━━ Material provided

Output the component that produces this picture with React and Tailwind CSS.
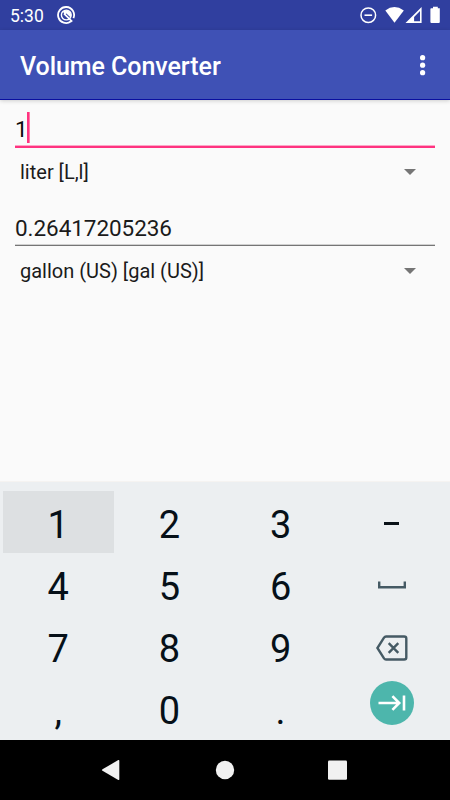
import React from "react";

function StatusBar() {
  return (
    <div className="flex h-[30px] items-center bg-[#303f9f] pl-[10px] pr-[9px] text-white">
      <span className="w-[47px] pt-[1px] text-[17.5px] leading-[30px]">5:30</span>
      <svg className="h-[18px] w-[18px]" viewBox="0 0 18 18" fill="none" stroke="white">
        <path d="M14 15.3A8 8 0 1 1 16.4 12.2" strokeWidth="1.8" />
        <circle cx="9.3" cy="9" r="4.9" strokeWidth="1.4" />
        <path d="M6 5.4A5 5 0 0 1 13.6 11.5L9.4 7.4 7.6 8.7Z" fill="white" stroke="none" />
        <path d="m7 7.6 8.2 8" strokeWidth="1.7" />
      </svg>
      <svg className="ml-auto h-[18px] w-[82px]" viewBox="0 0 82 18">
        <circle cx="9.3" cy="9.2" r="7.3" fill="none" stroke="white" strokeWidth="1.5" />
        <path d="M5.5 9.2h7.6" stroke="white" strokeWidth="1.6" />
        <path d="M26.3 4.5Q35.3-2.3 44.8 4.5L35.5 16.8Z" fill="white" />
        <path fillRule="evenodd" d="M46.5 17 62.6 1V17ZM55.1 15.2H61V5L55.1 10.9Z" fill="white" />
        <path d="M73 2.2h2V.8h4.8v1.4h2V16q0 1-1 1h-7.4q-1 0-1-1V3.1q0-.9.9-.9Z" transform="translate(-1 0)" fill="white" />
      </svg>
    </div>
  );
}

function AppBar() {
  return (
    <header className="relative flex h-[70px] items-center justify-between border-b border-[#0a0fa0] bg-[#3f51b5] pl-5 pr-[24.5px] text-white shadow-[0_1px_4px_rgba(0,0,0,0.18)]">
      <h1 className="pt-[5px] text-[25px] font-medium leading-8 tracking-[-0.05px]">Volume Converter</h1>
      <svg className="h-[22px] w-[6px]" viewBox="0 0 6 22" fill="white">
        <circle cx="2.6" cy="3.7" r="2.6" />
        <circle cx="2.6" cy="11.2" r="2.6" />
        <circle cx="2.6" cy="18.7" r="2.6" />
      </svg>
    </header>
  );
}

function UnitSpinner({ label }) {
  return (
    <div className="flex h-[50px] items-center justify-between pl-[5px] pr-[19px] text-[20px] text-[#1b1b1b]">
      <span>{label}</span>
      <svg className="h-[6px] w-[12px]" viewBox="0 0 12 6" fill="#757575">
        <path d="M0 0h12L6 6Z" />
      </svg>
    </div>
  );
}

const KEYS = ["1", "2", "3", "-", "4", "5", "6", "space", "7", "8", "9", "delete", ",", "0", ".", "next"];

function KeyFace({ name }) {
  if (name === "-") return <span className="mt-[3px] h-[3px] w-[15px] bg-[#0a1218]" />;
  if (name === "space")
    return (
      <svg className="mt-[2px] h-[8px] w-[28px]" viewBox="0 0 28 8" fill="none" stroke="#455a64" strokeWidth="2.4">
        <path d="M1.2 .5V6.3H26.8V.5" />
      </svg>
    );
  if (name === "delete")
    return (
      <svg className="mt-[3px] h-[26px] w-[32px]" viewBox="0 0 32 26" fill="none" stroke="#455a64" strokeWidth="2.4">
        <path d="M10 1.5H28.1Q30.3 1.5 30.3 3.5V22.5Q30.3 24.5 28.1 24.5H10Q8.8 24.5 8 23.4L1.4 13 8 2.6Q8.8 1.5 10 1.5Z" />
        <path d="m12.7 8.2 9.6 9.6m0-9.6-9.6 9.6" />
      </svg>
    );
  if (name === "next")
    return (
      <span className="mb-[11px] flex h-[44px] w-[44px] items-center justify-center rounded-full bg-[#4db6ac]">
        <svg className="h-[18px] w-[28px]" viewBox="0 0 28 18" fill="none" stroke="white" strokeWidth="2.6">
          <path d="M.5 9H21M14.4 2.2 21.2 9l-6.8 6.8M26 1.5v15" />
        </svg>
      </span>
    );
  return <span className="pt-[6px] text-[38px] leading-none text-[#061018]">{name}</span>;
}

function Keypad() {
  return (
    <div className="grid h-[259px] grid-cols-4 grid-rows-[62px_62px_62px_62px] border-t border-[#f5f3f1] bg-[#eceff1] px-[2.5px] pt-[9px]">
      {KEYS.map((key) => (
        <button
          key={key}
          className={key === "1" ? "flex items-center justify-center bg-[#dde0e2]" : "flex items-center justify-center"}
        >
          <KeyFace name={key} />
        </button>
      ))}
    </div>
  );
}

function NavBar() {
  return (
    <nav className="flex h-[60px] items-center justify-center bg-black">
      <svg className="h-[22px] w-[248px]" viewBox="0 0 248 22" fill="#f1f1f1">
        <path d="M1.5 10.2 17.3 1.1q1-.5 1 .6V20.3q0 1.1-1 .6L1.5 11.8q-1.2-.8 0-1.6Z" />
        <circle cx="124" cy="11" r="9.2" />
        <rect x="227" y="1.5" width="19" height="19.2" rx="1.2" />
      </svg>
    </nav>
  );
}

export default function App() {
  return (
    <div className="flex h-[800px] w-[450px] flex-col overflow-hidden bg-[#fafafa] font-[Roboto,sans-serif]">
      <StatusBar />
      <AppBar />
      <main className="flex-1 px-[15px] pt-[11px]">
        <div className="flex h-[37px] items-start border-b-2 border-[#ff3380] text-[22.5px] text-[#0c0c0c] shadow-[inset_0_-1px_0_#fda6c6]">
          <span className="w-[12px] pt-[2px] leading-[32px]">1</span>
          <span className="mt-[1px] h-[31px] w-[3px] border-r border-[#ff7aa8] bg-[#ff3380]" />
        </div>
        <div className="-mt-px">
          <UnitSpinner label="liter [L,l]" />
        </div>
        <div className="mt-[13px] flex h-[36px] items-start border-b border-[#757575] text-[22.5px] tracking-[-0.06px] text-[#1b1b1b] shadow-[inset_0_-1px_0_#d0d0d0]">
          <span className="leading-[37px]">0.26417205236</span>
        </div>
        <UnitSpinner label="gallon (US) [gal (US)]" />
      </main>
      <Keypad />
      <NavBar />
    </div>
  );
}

━━━━
━━ Material provided

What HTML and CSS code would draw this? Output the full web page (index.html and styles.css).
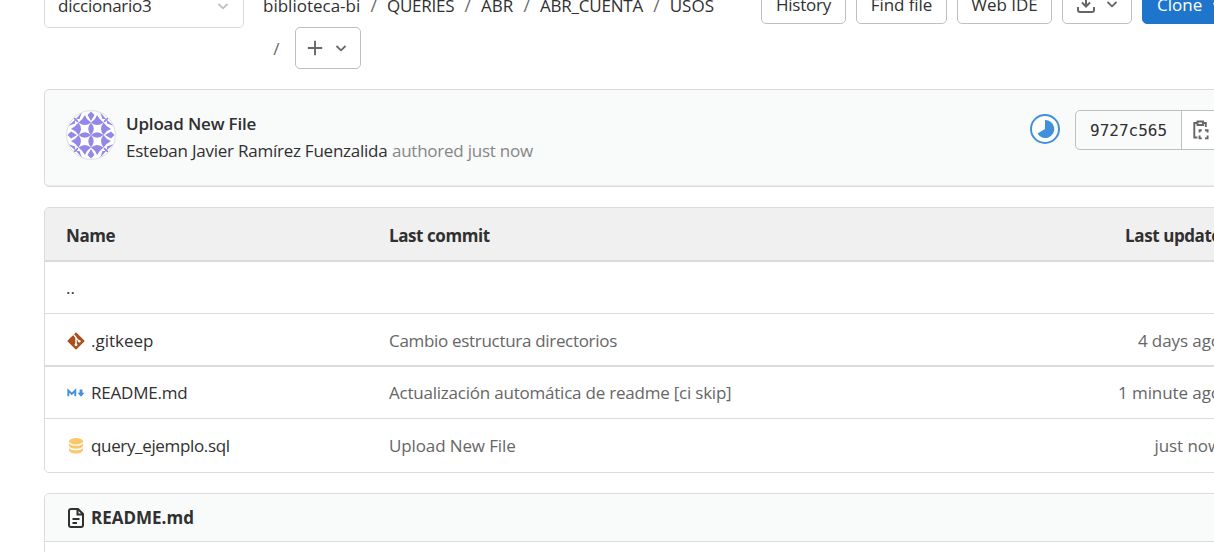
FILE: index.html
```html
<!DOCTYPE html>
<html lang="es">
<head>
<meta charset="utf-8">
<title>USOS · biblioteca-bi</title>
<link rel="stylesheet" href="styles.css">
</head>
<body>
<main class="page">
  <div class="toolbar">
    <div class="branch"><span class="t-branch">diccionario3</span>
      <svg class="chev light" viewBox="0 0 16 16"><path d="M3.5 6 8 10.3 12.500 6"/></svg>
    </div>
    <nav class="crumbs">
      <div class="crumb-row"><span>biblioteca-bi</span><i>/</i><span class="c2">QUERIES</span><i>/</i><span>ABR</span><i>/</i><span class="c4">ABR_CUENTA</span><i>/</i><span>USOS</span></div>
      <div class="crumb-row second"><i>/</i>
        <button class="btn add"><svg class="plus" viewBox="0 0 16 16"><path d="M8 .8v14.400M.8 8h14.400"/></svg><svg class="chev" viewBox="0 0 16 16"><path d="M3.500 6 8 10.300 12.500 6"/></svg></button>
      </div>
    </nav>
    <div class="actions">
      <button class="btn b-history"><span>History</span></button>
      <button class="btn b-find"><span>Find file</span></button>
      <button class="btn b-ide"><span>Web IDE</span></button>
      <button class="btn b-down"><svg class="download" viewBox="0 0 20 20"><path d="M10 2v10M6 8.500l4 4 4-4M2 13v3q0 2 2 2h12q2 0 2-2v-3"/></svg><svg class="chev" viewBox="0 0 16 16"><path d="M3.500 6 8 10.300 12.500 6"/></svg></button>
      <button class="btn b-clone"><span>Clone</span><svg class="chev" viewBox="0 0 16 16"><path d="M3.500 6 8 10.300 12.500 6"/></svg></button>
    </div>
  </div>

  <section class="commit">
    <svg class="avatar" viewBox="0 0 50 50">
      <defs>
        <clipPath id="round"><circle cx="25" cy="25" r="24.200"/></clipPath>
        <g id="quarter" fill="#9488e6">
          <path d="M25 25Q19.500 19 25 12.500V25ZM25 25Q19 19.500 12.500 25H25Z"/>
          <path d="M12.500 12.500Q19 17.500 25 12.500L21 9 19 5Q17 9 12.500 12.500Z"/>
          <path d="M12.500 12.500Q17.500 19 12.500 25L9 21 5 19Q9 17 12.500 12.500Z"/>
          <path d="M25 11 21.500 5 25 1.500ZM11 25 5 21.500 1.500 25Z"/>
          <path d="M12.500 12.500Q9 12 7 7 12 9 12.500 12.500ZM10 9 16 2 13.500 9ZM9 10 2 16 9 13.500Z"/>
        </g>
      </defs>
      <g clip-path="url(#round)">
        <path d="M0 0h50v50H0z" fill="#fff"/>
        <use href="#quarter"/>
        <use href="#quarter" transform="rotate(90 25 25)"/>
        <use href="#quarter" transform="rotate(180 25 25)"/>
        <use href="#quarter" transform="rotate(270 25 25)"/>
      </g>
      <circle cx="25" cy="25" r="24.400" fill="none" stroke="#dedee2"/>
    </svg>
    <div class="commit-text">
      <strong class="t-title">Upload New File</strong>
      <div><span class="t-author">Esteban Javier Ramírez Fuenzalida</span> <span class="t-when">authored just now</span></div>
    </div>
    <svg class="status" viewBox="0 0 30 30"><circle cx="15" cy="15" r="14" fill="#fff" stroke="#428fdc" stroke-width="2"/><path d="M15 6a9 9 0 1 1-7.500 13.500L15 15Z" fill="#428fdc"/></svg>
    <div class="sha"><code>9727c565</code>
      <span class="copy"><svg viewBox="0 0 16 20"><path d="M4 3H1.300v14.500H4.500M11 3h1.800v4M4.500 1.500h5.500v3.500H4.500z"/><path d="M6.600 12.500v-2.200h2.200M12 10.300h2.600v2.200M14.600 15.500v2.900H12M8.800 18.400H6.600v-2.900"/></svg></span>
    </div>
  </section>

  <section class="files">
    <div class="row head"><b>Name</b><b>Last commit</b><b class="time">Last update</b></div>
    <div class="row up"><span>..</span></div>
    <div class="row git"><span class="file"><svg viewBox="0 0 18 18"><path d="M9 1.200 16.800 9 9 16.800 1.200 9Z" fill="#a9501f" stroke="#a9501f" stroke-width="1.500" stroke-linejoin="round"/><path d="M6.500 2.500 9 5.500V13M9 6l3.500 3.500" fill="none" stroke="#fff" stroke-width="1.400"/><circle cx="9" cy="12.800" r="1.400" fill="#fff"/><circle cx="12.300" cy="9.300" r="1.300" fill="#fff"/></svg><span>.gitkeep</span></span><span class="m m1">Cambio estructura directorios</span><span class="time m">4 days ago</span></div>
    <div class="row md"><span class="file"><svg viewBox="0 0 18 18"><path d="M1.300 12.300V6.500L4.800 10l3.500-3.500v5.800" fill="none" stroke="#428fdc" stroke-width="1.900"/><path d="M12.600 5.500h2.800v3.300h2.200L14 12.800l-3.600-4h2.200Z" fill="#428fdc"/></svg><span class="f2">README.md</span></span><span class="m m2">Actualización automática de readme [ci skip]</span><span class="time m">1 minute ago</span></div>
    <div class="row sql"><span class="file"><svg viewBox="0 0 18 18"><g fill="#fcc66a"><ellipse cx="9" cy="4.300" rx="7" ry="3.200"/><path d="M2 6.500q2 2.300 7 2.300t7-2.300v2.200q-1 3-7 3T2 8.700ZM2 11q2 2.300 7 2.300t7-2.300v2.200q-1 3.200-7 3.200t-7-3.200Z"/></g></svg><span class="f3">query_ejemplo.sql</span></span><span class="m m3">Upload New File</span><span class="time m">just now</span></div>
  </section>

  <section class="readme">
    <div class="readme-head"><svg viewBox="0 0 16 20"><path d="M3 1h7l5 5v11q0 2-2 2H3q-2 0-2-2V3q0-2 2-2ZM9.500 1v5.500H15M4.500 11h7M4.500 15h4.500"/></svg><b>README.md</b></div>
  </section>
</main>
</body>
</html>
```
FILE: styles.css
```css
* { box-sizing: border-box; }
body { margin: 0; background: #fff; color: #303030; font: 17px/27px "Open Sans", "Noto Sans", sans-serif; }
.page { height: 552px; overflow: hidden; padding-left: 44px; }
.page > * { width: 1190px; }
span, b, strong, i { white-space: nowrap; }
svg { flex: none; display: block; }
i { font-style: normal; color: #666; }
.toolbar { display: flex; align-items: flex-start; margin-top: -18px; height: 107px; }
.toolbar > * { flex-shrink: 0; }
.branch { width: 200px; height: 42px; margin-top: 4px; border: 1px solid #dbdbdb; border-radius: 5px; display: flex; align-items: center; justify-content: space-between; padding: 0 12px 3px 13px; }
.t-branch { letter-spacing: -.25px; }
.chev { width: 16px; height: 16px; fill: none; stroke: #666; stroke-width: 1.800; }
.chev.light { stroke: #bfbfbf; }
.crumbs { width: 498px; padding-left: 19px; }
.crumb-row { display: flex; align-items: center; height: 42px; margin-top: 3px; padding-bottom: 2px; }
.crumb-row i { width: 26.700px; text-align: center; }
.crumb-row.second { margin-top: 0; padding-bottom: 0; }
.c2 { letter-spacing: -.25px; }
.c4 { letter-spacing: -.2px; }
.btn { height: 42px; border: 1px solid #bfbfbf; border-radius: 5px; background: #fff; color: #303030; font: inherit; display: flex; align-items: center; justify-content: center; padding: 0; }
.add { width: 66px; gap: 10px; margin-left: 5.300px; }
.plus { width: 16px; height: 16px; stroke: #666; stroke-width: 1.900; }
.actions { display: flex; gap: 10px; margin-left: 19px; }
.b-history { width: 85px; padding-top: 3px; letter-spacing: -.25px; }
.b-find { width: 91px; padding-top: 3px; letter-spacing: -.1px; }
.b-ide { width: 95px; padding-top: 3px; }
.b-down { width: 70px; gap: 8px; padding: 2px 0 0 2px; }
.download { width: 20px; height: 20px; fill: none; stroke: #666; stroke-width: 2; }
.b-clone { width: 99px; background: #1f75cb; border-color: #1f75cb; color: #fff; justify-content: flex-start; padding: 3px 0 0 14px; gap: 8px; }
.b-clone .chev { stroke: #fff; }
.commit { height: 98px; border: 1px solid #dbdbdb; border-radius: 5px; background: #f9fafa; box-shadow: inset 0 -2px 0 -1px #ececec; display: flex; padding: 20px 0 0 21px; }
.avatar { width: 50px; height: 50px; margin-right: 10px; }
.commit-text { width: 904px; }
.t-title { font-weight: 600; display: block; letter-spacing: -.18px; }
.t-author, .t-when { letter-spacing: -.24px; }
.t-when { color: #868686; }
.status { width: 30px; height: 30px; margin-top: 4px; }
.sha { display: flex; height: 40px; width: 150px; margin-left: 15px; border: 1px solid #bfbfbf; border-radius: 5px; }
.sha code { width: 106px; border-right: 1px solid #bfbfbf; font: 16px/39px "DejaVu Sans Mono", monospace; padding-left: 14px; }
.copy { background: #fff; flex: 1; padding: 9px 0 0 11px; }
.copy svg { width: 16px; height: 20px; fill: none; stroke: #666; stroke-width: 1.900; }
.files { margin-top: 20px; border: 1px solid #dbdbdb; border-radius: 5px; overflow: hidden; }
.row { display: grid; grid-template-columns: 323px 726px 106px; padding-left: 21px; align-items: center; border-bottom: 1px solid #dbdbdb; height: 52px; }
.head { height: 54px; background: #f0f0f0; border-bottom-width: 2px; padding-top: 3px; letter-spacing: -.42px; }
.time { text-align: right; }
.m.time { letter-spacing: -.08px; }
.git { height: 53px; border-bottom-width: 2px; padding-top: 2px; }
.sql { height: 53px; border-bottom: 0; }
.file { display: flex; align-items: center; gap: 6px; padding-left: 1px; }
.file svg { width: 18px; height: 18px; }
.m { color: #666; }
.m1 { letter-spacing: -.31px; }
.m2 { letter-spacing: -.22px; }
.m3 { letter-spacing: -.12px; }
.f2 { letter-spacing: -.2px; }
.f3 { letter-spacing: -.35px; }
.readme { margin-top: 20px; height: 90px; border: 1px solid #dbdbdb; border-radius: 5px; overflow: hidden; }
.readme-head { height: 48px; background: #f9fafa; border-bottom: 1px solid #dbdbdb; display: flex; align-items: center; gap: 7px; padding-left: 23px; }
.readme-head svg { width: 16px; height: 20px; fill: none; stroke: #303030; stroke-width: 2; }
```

━━━━

Write down exactly what the lines above say, from the line holding "Output the component" through the line holding "import React from", and nothing more. Do not copy the pictures.

▸ **Full output**
Output the component that produces this picture with React and Tailwind CSS.
import React from "react";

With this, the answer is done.